At the 2021 Consumer Electronics Show today, Intel announced it is adding ransomware detection capabilities to its new 11th Gen Core vPro processors through improvements to its Hardware Shield and Threat Detection Technology (TDT).
A partnership with Boston-based Cybereason was also announced, with the security firm expected to add support for these new features to its security software in the first half of 2021.
Both companies said that this would mark the first-ever case where "PC hardware plays a direct role" in detecting ransomware attacks.
Under the hood, all of this is possible via two Intel features, namely Hardware Shield and Intel Threat Detection Technology (TDT). Both are features part of of Intel vPro, a collection of enterprise-centered technologies that intel ships with some of its processors.
Hardware Shield, a technology that locks down the UEFI/BIOS and TDT, a technology that uses CPU telemetry to detect possibly malicious code.

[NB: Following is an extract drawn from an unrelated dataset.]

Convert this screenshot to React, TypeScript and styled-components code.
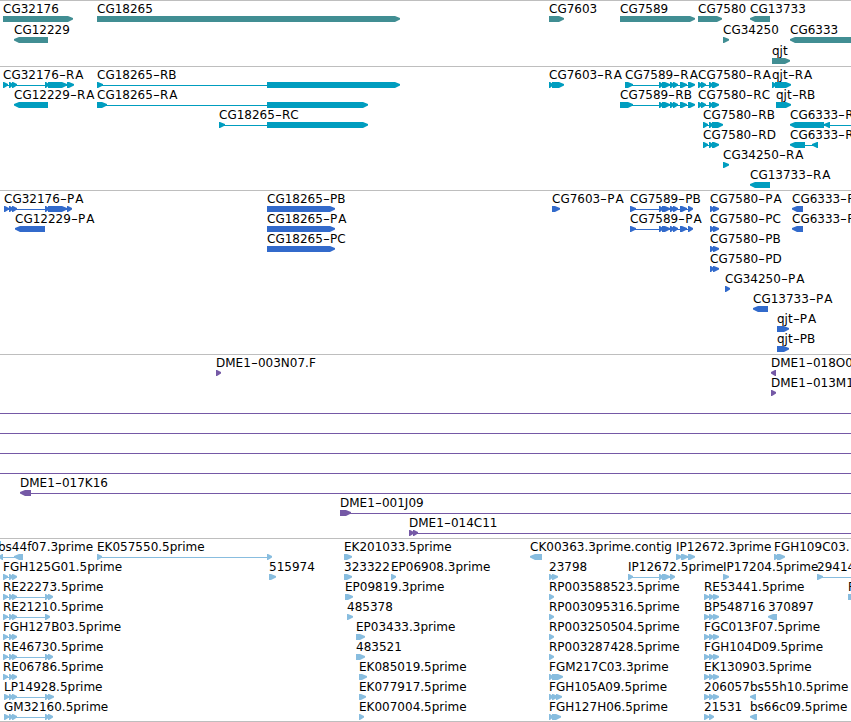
import styled, { createGlobalStyle } from "styled-components";

const GlobalStyle = createGlobalStyle`
    body {
        margin: 0;
        background-color: #ffffff;
        overflow: hidden;
    }
`

const Browser = styled.main`
    display: flex;
    flex-direction: column;
    width: 851px;
    height: 722px;
    box-sizing: border-box;
    overflow: hidden;
    border-bottom: 1px solid #bebebe;
`

const TrackPanel = styled.section<{ $gap: number }>`
    border-top: 1px solid #bebebe;
    padding-bottom: ${({ $gap }) => $gap}px;
    flex: none;
`

const Row = styled.div<{ $height: number }>`
    position: relative;
    height: ${({ $height }) => $height}px;
`

const Label = styled.span<{ $x: number }>`
    position: absolute;
    left: ${({ $x }) => $x}px;
    top: 1px;
    color: #000000;
    font-family: "DejaVu Sans", sans-serif;
    font-size: 12px;
    font-kerning: none;
    line-height: 15px;
    white-space: nowrap;
`

const Dash = styled.span`
    display: inline-block;
    padding: 0 1.4px;
    transform: scaleX(1.6);
`

const Suffix = styled.span<{ $wide: boolean }>`
    letter-spacing: ${({ $wide }) => ($wide ? "1px" : "0")};
`

const Glyphs = styled.svg`
    display: block;
    position: absolute;
    left: 0;
    top: 15px;
`

type Span = [number, number]

interface Feature {
    name: string
    x: number
    exons: Span[]
    reverse?: boolean
    line?: Span
}

interface Track {
    color: string
    rowHeight: number
    gap: number
    rows: Feature[][]
}

const END = 851

const fwd = (name: string, x: number, exons: Span[], line?: Span): Feature => ({ name, x, exons, line })
const rev = (name: string, x: number, exons: Span[], line?: Span): Feature => ({ name, x, exons, line, reverse: true })
const through = (): Feature => ({ name: "", x: 0, exons: [], line: [0, END] })

const cg7589: Span[] = [[659, 663], [662, 670], [670, 674], [673, 678], [680, 687], [688, 695]]
const cg7589p: Span[] = [[630, 636], [659, 663], [662, 670], [670, 674], [673, 678], [680, 687], [688, 693]]
const cg7580: Span[] = [[698, 702], [701, 706], [709, 713], [712, 719]]
const cg7580p: Span[] = [[710, 714], [713, 719]]
const head: Span[] = [[3, 8], [9, 13], [12, 17]]
const triple: Span[] = [[704, 709], [709, 714], [713, 719]]

const genes: Feature[][] = [
    [
        fwd("CG32176", 3, [[3, 73]]),
        fwd("CG18265", 97, [[97, 400]]),
        fwd("CG7603", 549, [[549, 564]]),
        fwd("CG7589", 620, [[620, 695]]),
        fwd("CG7580", 698, [[698, 722]]),
        rev("CG13733", 750, [[750, 770]]),
    ],
    [
        rev("CG12229", 14, [[14, 48]]),
        fwd("CG34250", 723, [[723, 729]]),
        rev("CG6333", 790, [[790, 860]]),
    ],
    [fwd("qjt", 772, [[772, 790]])],
]

const transcripts: Feature[][] = [
    [
        fwd("CG32176-RA", 3, [...head, [45, 49], [48, 67], [67, 74]]),
        fwd("CG18265-RB", 97, [[97, 103], [267, 400]]),
        fwd("CG7603-RA", 549, [[549, 553], [552, 564]]),
        fwd("CG7589-RA", 625, [[625, 633], ...cg7589]),
        fwd("CG7580-RA", 698, cg7580),
        fwd("qjt-RA", 772, [[772, 776], [775, 791]]),
    ],
    [
        rev("CG12229-RA", 14, [[14, 48]]),
        fwd("CG18265-RA", 97, [[97, 107], [267, 368]]),
        fwd("CG7589-RB", 620, [[620, 633], ...cg7589]),
        fwd("CG7580-RC", 698, cg7580),
        fwd("qjt-RB", 776, [[776, 791]]),
    ],
    [
        fwd("CG18265-RC", 219, [[219, 225], [267, 368]]),
        fwd("CG7580-RB", 703, [[703, 708], [709, 713], [712, 723]]),
        rev("CG6333-RB", 790, [[790, 824], [824, 830]], [824, END]),
    ],
    [
        fwd("CG7580-RD", 703, [[703, 708], [709, 713], [712, 719]]),
        rev("CG6333-RA", 790, [[790, 805], [812, 818]]),
    ],
    [fwd("CG34250-RA", 723, [[723, 729]])],
    [rev("CG13733-RA", 750, [[750, 770]])],
]

const proteins: Feature[][] = [
    [
        fwd("CG32176-PA", 4, [[4, 9], [9, 13], [12, 17], [45, 49], [48, 67], [67, 72]]),
        fwd("CG18265-PB", 267, [[267, 335]]),
        fwd("CG7603-PA", 552, [[552, 560]]),
        fwd("CG7589-PB", 630, cg7589p),
        fwd("CG7580-PA", 710, cg7580p),
        rev("CG6333-PB", 792, [[792, 803]]),
    ],
    [
        rev("CG12229-PA", 15, [[15, 45]]),
        fwd("CG18265-PA", 267, [[267, 335]]),
        fwd("CG7589-PA", 630, cg7589p),
        fwd("CG7580-PC", 710, cg7580p),
        rev("CG6333-PA", 792, [[792, 803]]),
    ],
    [fwd("CG18265-PC", 267, [[267, 335]]), fwd("CG7580-PB", 710, cg7580p)],
    [fwd("CG7580-PD", 710, cg7580p)],
    [fwd("CG34250-PA", 725, [[725, 730]])],
    [rev("CG13733-PA", 753, [[753, 768]])],
    [fwd("qjt-PA", 777, [[777, 789]])],
    [fwd("qjt-PB", 777, [[777, 789]])],
]

const clones: Feature[][] = [
    [fwd("DME1-003N07.F", 216, [[216, 221]]), rev("DME1-018O07", 771, [[771, 776]])],
    [fwd("DME1-013M10", 771, [[771, 776]])],
    [through()],
    [through()],
    [through()],
    [through()],
    [rev("DME1-017K16", 20, [[20, 31]], [31, END])],
    [fwd("DME1-001J09", 340, [[340, 351]], [346, END])],
    [fwd("DME1-014C11", 409, [[409, 414], [413, 418]], [412, END])],
]

const ests: Feature[][] = [
    [
        rev("bs44f07.3prime", -2, [[-1, 3], [14, 23]]),
        fwd("EK057550.5prime", 97, [[97, 102], [267, 272]]),
        fwd("EK201033.5prime", 344, [[344, 352]]),
        rev("CK00363.3prime.contig", 530, [[530, 542]]),
        fwd("IP12672.3prime", 676, [[676, 682], [681, 688], [688, 695]]),
        fwd("FGH109C03.", 774, [[774, 779], [777, 785]]),
    ],
    [
        fwd("FGH125G01.5prime", 3, head),
        fwd("515974", 269, [[269, 276]]),
        fwd("323322", 344, [[344, 352]]),
        fwd("EP06908.3prime", 391, [[391, 396]]),
        fwd("23798", 549, [[549, 553], [552, 558]]),
        fwd("IP12672.5prime", 628, [[628, 633], [659, 663], [662, 670], [670, 675]]),
        fwd("IP17204.5prime", 723, [[723, 729]]),
        fwd("29414", 817, [[817, 823]], [820, END]),
    ],
    [
        fwd("RE22273.5prime", 3, [...head, [45, 49], [48, 53]]),
        fwd("EP09819.3prime", 345, [[345, 353]]),
        fwd("RP003588523.5prime", 549, [[549, 554]]),
        fwd("RE53441.5prime", 704, triple),
        fwd("RE", 848, [[848, 860]]),
    ],
    [
        fwd("RE21210.5prime", 3, [...head, [45, 50]]),
        fwd("485378", 347, [[347, 353]]),
        fwd("RP003095316.5prime", 549, [[549, 554]]),
        fwd("BP548716", 704, triple),
        rev("370897", 768, [[768, 777]]),
    ],
    [
        fwd("FGH127B03.5prime", 3, head),
        fwd("EP03433.3prime", 356, [[356, 365]]),
        fwd("RP003250504.5prime", 549, [[549, 554]]),
        fwd("FGC013F07.5prime", 704, triple),
    ],
    [
        fwd("RE46730.5prime", 3, [...head, [45, 49], [48, 53]]),
        fwd("483521", 356, [[356, 365]]),
        fwd("RP003287428.5prime", 549, [[549, 554]]),
        fwd("FGH104D09.5prime", 704, triple),
    ],
    [
        fwd("RE06786.5prime", 3, head),
        fwd("EK085019.5prime", 359, [[359, 367]]),
        fwd("FGM217C03.3prime", 549, [[549, 553], [552, 563]]),
        fwd("EK130903.5prime", 704, triple),
    ],
    [
        fwd("LP14928.5prime", 4, [[4, 9], [9, 13], [12, 17], [45, 49], [48, 54]]),
        fwd("EK077917.5prime", 359, [[359, 366]]),
        fwd("FGH105A09.5prime", 549, [[549, 553], [552, 558], [556, 562]]),
        fwd("206057", 704, triple),
        rev("bs55h10.5prime", 750, [[750, 756]]),
    ],
    [
        fwd("GM32160.5prime", 4, [[4, 9], [9, 13], [12, 17], [45, 49], [48, 53]]),
        fwd("EK007004.5prime", 359, [[359, 364]]),
        fwd("FGH127H06.5prime", 549, [[549, 553], [552, 561]]),
        fwd("21531", 704, [[704, 709], [709, 714]]),
        rev("bs66c09.5prime", 750, [[750, 757]]),
    ],
]

const tracks: Track[] = [
    { color: "#418e93", rowHeight: 21, gap: 2, rows: genes },
    { color: "#009dbf", rowHeight: 20, gap: 3, rows: transcripts },
    { color: "#326acb", rowHeight: 20, gap: 3, rows: proteins },
    { color: "#7559a6", rowHeight: 20, gap: 3, rows: clones },
    { color: "#88bddf", rowHeight: 20, gap: 2, rows: ests },
]

// one exon: a flat body with a slightly blunt 5px end
const exonPoints = ([a, b]: Span, reverse?: boolean) => {
    const tip = Math.min(5, b - a - 1)
    return reverse
        ? `${b},0 ${a + tip},0 ${a},2 ${a},3.6 ${a + tip},6 ${b},6`
        : `${a},0 ${b - tip},0 ${b},2 ${b},3.6 ${b - tip},6 ${a},6`
}

const FeatureGlyph = ({ feature }: { feature: Feature }) => {
    const { exons, line, reverse } = feature
    const [from, to] = line ?? [exons[0][0] + 1, exons[exons.length - 1][1] - 2]
    return (
        <g>
            {(line || exons.length > 1) && <rect x={from} y={3} width={to - from} height={1} />}
            {exons.map((exon) => (
                <polygon key={exon[0]} points={exonPoints(exon, reverse)} />
            ))}
        </g>
    )
}

const FeatureLabel = ({ name, x }: { name: string, x: number }) => {
    const [id, suffix] = name.split("-")
    return (
        <Label $x={x}>
            {id}
            {suffix && <Dash>-</Dash>}
            {suffix && <Suffix $wide={suffix.endsWith("A")}>{suffix}</Suffix>}
        </Label>
    )
}

const TrackView = ({ color, rowHeight, gap, rows }: Track) => {
    return (
        <TrackPanel $gap={gap}>
            {rows.map((features, i) => (
                <Row key={i} $height={rowHeight}>
                    <Glyphs width={END} height={6} fill={color}>
                        {features.map((feature, n) => (
                            <FeatureGlyph key={n} feature={feature} />
                        ))}
                    </Glyphs>
                    {features.map(({ name, x }) => name && <FeatureLabel key={name} name={name} x={x} />)}
                </Row>
            ))}
        </TrackPanel>
    )
}

export default function App() {
    return (
        <>
            <GlobalStyle />
            <Browser>
                {tracks.map((track) => (
                    <TrackView key={track.color} {...track} />
                ))}
            </Browser>
        </>
    )
}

Both of these technologies work on the CPU directly, many layers under software-based threats, such as malware, but also antivirus solutions. The idea behind Intel's new features is to share some of its data with security software and allow it to spot malware that may be hiding in places where antivirus apps can't reach.
"Intel TDT uses a combination of CPU telemetry and ML heuristics to detect attack-behavior," Intel said in a press release today. "It detects ransomware and other threats that leave a footprint on Intel CPU performance monitoring unit (PMU)."
"The Intel PMU sits beneath applications, the OS, and virtualization layers on the system and delivers a more accurate representation of active threats, system-wide," it added. "As threats are detected in real-time, Intel TDT sends a high-fidelity signal that can trigger remediation workflows in the security vendor's code."
According to Intel and Cybereason, this new technology should allow companies to detect ransomware attacks when ransomware strains try to avoid detection by hiding inside virtual machines, since Hardware Shield and TDT run many layers below it.
"Ransomware was a top security threat in 2020, software alone is not enough to protect against ongoing threats," said Stephanie Hallford, Client Computing Group Vice President and General Manager of Business Client Platforms at Intel.
"Our new 11th Gen Core vPro mobile platform provides the industry's first silicon enabled threat detection capability, delivering the much needed hardware based protection against these types of attacks," the Intel exec added.
"Together with Cybereason's multi-layered protection , businesses will have full-stack visibility from CPU telemetry to help prevent ransomware from evading traditional signature-based defenses."
To use the new feature, systems administrators only have to use security software that supports it. No changes are required to CPUs because while most vPro features are optional, Intel has recently made Hardware Shield mandatory for all new CPUs starting with its 10th Gen release.
While Cybereason will be the first to support detecting ransomware using hardware indicators, other security vendors will most likely tap into it in the feature.
Today's news comes after Intel has been investing heavily in security in recent years. In June 2020, Intel also announced it was adding its new Control-flow Enforcement Technology (CET) to CPUs, a feature it said could help protect systems against malware that uses Return Oriented Programming (ROP), Jump Oriented Programming (JOP), and Call Oriented Programming (COP) techniques to infect devices and hijack apps.